Si Eustache tient si bien, c’est grâce à son suicide. Le suicide, ça vous pose. À cause du suicide, La maman et la putainapparaîtrait presque comme une suite du Feu Follet de Louis Malle. Un film en noir et blanc sur la mort et le café de Flore sans Maurice Ronet, filmé par le double du personnage de Ronet inspiré par Rigaut (Jacques).
Allo Jean-Jacques Schuhl
Le critique qui ne voulait plus rallumer sa télévision pour ne pas se faire mater par Eustache est allé ce dimanche de Pâques marcher sous la pluie dans la campagne française et il appelait Jean-Jacques Schuhl (à l’origine du personnage de Charles dans La Maman et la Putain) pour avoir un « bonus » supplémentaire à offrir au lecteur. Schuhl est en Normandie, son poste de télévision est cassé. Du coup, il n’a pas pu voir le pape. Il raconte plusieurs histoires, dont une qui n’a rien à voir avec Eustache. Le critique se souvient soudain que Schuhl écrit sur un café Le Mahieu à propos d’Helmut Berger et que ce café Le Mahieu est cité dans La Maman et la Putain. Jean-Pierre Léaud le vante à Françoise Lebrun, il dit qu’il aime y prendre son petit-déjeuner vers 5 heures du matin parce qu’il y voit des gens qui parlent bien, pas comme dans le journal Le Monde dit-il, il cite les propos d’un Nord-Africain à propos du vagin des femmes noires. Du coup, Schuhl se rappelle un autre café où il allait avec Eustache quand le premier habitait rue Roye-Collard en 1968. « Le crocodile ». La patronne, assez moulée, mauvais genre portait un tailleur en serpent, et son mari, une petite cravate du même reptile. Du serpent ou alors du lézard…

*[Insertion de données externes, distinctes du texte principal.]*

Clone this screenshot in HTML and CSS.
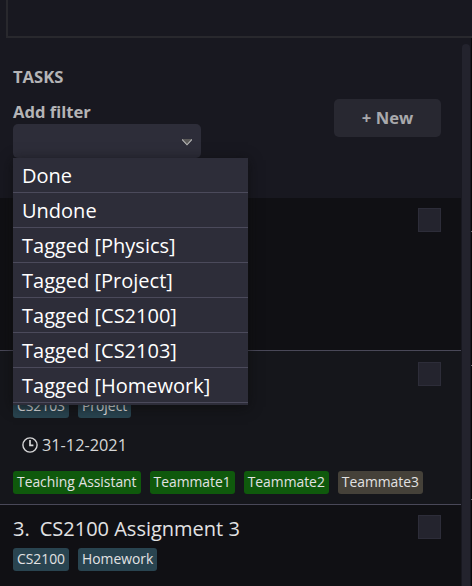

Triomphe du critique : les cafés sont bien plus chics que les films. Quand ils ferment on ne voit plus rien d’eux. Le Crocodile est invisible, il est mort sans laisser de traces comme l’avait souhaité le testament du marquis de Sade. Vérifié, tout tombe à plat : Le Crocodile de la rue Royer-Collard existe toujours. C’est aujourd’hui « un petit bar de style décontracté ». La Patronne en serpent seule a disparu, un peu comme si La Maman et la putaincontinuait de tourner mais avec d’autres acteurs, qui disparaîtront.